= Apostolic Nunciature to Malawi =

Diplomatic post of the Holy See

The Apostolic Nunciature to Malawi is an ecclesiastical office of the Catholic Church in Malawi. It is a diplomatic post of the Holy See, whose representative is called the Apostolic Nuncio with the rank of an ambassador. Its offices are located in Lilongwe, the capital city. The title Apostolic Nuncio to Malawi is held by the prelate appointed Apostolic Nuncio to Zambia; he resides in Zambia.

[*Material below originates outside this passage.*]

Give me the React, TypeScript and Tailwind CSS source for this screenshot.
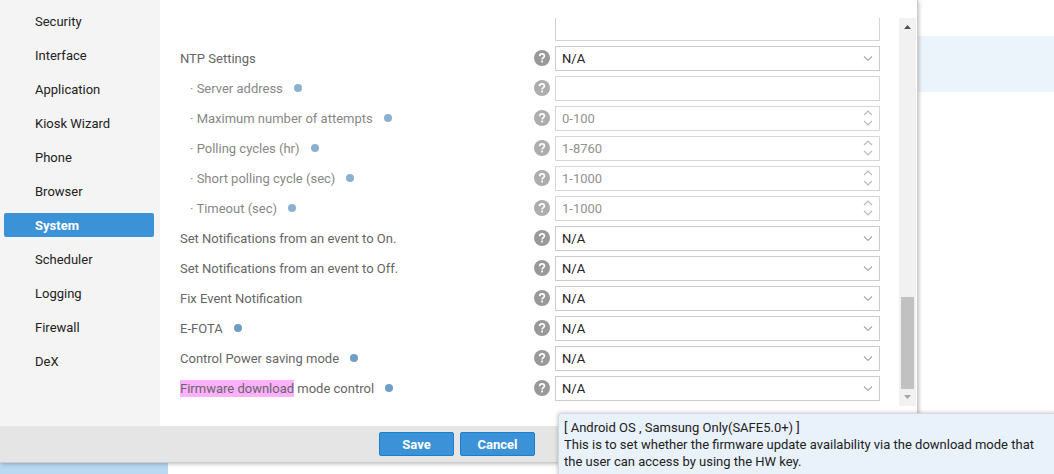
import type { ReactNode } from "react";

type Setting = {
  id: string;
  label: string;
  mark?: string;
  dot?: boolean;
  sub?: boolean;
  kind: "select" | "text" | "number";
  hint?: string;
};

const menu = [
  "Security",
  "Interface",
  "Application",
  "Kiosk Wizard",
  "Phone",
  "Browser",
  "System",
  "Scheduler",
  "Logging",
  "Firewall",
  "DeX",
];

const settings: Setting[] = [
  { id: "ntp", label: "NTP Settings", kind: "select" },
  { id: "server", label: "Server address", dot: true, sub: true, kind: "text" },
  { id: "attempts", label: "Maximum number of attempts", dot: true, sub: true, kind: "number", hint: "0-100" },
  { id: "polling", label: "Polling cycles (hr)", dot: true, sub: true, kind: "number", hint: "1-8760" },
  { id: "short", label: "Short polling cycle (sec)", dot: true, sub: true, kind: "number", hint: "1-1000" },
  { id: "timeout", label: "Timeout (sec)", dot: true, sub: true, kind: "number", hint: "1-1000" },
  { id: "notify-on", label: "Set Notifications from an event to On.", kind: "select" },
  { id: "notify-off", label: "Set Notifications from an event to Off.", kind: "select" },
  { id: "fix", label: "Fix Event Notification", kind: "select" },
  { id: "efota", label: "E-FOTA", dot: true, kind: "select" },
  { id: "power", label: "Control Power saving mode", dot: true, kind: "select" },
  { id: "firmware", mark: "Firmware download", label: " mode control", dot: true, kind: "select" },
];

function HelpButton({ name }: { name: string }) {
  return (
    <button type="button" aria-label={`Help: ${name}`} className="mr-[5px] mb-px size-4 shrink-0">
      <svg viewBox="0 0 16 16" className="size-4" aria-hidden="true">
        <circle cx="8" cy="8" r="8" fill="#999" />
        <path
          d="M5.7 6.2C5.7 4.6 6.6 3.9 8 3.9s2.4.8 2.4 2.1c0 1.6-2.3 1.7-2.3 3.5"
          fill="none"
          stroke="#fff"
          strokeWidth="1.7"
        />
        <rect x="7.2" y="10.6" width="1.8" height="1.8" fill="#fff" />
      </svg>
    </button>
  );
}

function Overlay({ children }: { children: ReactNode }) {
  return (
    <svg
      viewBox="0 0 10 17"
      className="pointer-events-none absolute top-1 right-[7px] h-[17px] w-[10px]"
      fill="none"
      stroke="#aaa"
      strokeWidth="1.2"
      aria-hidden="true"
    >
      {children}
    </svg>
  );
}

function Field({ item }: { item: Setting }) {
  const box = "h-[25px] w-full border border-[#ccc] bg-white px-[6px] text-[13px] text-[#222]";
  if (item.kind === "select") {
    return (
      <div className="relative flex-1">
        <select id={item.id} className={`${box} appearance-none`}>
          <option>N/A</option>
        </select>
        <Overlay>
          <path d="M1 6.500l4 4 4-4" />
        </Overlay>
      </div>
    );
  }
  return (
    <div className="relative flex-1">
      <input
        id={item.id}
        type={item.kind}
        placeholder={item.hint}
        className={`${box} [appearance:textfield] placeholder:text-[#777] [&::-webkit-inner-spin-button]:appearance-none`}
      />
      {item.kind === "number" && (
        <Overlay>
          <path d="M1 5l4-4 4 4M1 11l4 4 4-4" />
        </Overlay>
      )}
    </div>
  );
}

function SettingRow({ item }: { item: Setting }) {
  return (
    <div className={`flex items-center ${item.sub ? "opacity-80" : ""}`}>
      <div className={`flex w-[354px] shrink-0 items-center ${item.sub ? "pl-[10px]" : ""}`}>
        <label htmlFor={item.id} className={`whitespace-pre ${item.sub ? "text-[#6a6a6a]" : "text-[#666]"}`}>
          {item.sub && "· "}
          {item.mark && <mark className="bg-[#ffb0ff] py-px text-[#666]">{item.mark}</mark>}
          {item.label}
        </label>
        {item.dot && <span className="mb-px ml-[11px] size-2 rounded-full bg-[#6f9dc8]" />}
      </div>
      <HelpButton name={`${item.mark ?? ""}${item.label}`} />
      <Field item={item} />
    </div>
  );
}

function Scrollbar() {
  return (
    <div className="flex w-[17px] shrink-0 flex-col items-center bg-[#f1f1f1]" aria-hidden="true">
      <svg viewBox="0 0 17 17" className="size-[17px]">
        <path d="M5 11h7L8.5 7z" fill="#505050" />
      </svg>
      <div className="flex-1" />
      <div className="h-[92px] w-[13px] bg-[#c1c1c1]" />
      <svg viewBox="0 0 17 17" className="size-[17px]">
        <path d="M5 6h7l-3.500 4z" fill="#a3a3a3" />
      </svg>
    </div>
  );
}

export default function App() {
  const button =
    "h-6 w-[75px] rounded-[2px] border border-[#1a7fd0] bg-[#3b92d6] text-[13px] font-bold text-white";
  return (
    <div className="flex h-screen overflow-hidden bg-white font-['Roboto','Liberation_Sans',sans-serif] text-[13px] leading-[17px] text-[#222]">
      <div className="flex min-w-0 flex-1 flex-col">
        <section className="relative z-10 border-r border-b border-[#ccc] bg-white shadow-[1px_1px_4px_rgba(0,0,0,0.25)]">
          <div className="flex">
            <nav className="w-40 shrink-0 bg-[#f4f4f4] pt-[9px] pr-[6px] pb-[10px] pl-1">
              <ul className="flex flex-col gap-[10px]">
                {menu.map((name) => (
                  <li key={name}>
                    <a
                      href={`#${name}`}
                      className={`flex h-6 items-center rounded-[2px] pl-[31px] ${
                        name === "System" ? "bg-[#3b92d6] font-bold text-white" : "text-[#222]"
                      }`}
                    >
                      {name}
                    </a>
                  </li>
                ))}
              </ul>
            </nav>
            <main className="flex min-w-0 flex-1 pt-[18px] pr-px pb-5">
              <form className="flex min-w-0 flex-1 flex-col gap-[5px] pr-[19px] pb-[5px] pl-5">
                <textarea
                  aria-label="Description"
                  className="ml-[375px] h-[23px] resize-none border border-t-0 border-[#d4d4d4]"
                />
                {settings.map((item) => (
                  <SettingRow key={item.id} item={item} />
                ))}
              </form>
              <Scrollbar />
            </main>
          </div>
          <footer className="flex h-9 items-center justify-center gap-[6px] bg-[#e5e5e5] pr-[3px]">
            <button type="button" className={button}>
              Save
            </button>
            <button type="button" className={button}>
              Cancel
            </button>
          </footer>
          <div
            role="tooltip"
            className="absolute top-[413px] left-[558px] h-20 w-[500px] rounded-[3px] border border-[#d8d8d8] bg-[#e9f1fa] px-[5px] py-[5px] shadow-[0_0_4px_rgba(0,0,0,0.25)]"
          >
            <p>[ Android OS , Samsung Only(SAFE5.0+) ]</p>
            <p>
              This is to set whether the firmware update availability via the download mode that the user can access by
              using the HW key.
            </p>
          </div>
        </section>
        <div className="w-42 flex-1 bg-[#b9d8f2]" />
      </div>
      <aside className="w-[136px] shrink-0 pt-9">
        <div className="h-14 bg-[#ebf3fb]" />
      </aside>
    </div>
  );
}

The Holy See represented its interests in the region through its Delegation to East Africa until, with the decolonization of Africa in the mid-20th century, it established relationships with the new independent countries of that continent. Malawi, which under the name Nyasaland had been a protectorate of the United Kingdom, became an independent nation in 1964. The Holy See established its Nunciature to Malawi and named its chief on 21 May 1966.

==List of papal representatives to Malawi ==
- Apostolic Pro-Nuncios
- Alfredo Poledrini (21 May 1966 – 24 December 1970)
- Luciano Angeloni (24 December 1970 – 25 November 1978)
- Giorgio Zur (5 February 1979 - 3 May 1985)
- Eugenio Sbarbaro (14 September 1985 - 7 February 1991)
- Giuseppe Leanza (4 June 1991 - 29 April 1999)
- Apostolic Nuncios
- Orlando Antonini (24 July 1999 - 16 November 2005)
- Nicola Girasoli (24 January 2006 - 29 October 2011)
- Julio Murat (6 June 2012 - 24 March 2018)
- Gianfranco Gallone (8 May 2019 – 3 January 2023)
- Gian Luca Perici (5 June 2023 – present)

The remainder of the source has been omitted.